Overall, the HMI for 2025 indicates a market that is steady at headline level but features varied and sometimes contrasting developments across its underlying components. These differences underline the complexity of current market conditions and the interplay between economic, consumer, housing, and sustainability factors.

Vesteda Housing Market Indicator, actual as per Q4 2025

Source: Vesteda

Vesteda Housing Market Indicator, Q1 2022 - Q4 2025

Source: Vesteda

Political developments

In 2025, Dutch housing policy was significantly shaped by political uncertainty. The national government fell on 3 June 2025, after which a prolonged caretaker period limited the progress of new legislation. Elections for the House of Representatives were held on 29 October 2025, and by year‑end the formation of a new cabinet was still ongoing. This prolonged political transition slowed the advancement of several policy initiatives and left the future direction of housing policy uncertain.

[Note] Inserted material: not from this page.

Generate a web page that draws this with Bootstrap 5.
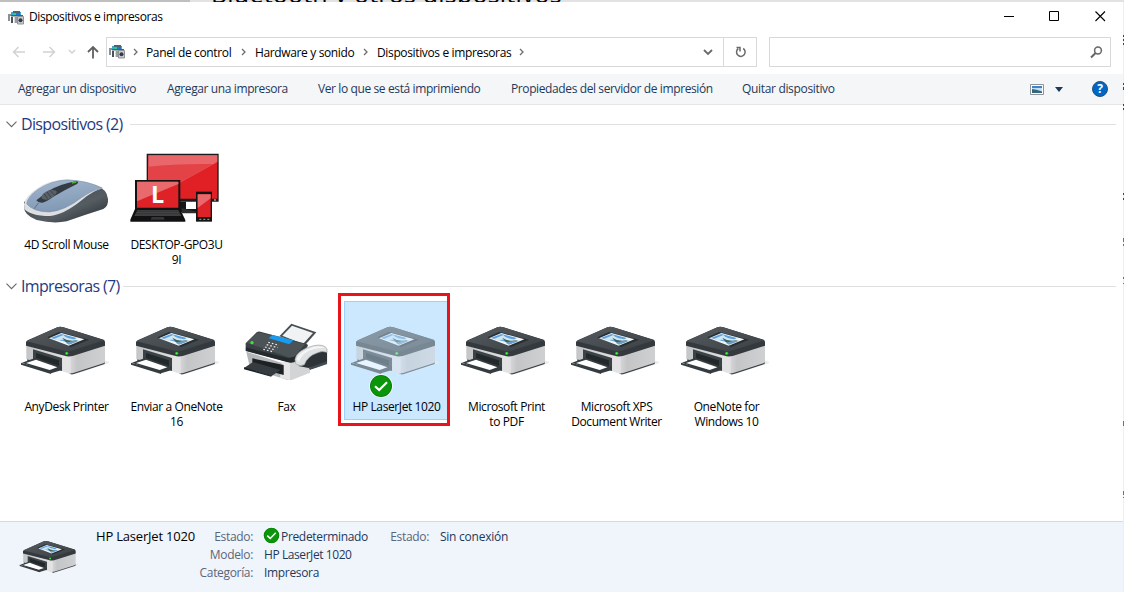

During this period, the Affordable Rent Act again became a topic of political debate, with policymakers exploring potential adjustments aimed at improving the overall investment climate. These discussions focused on possible relaxations intended to make residential development and long‑term capital allocation more viable again, rather than further expanding rent regulation. Although several options were examined, both the scope and timing of any amendments remained uncertain throughout 2025. Vesteda supports refinements that contribute to a balanced and workable regulatory framework that enables continued investment in rental housing. At the same time, regulation does not resolve the structural challenges in the Dutch housing market. Vesteda therefore remains committed to investing in affordable and sustainable homes for middle‑income households, strengthened by appropriate housing allocation as part of a long‑term approach to improving the availability of affordable housing.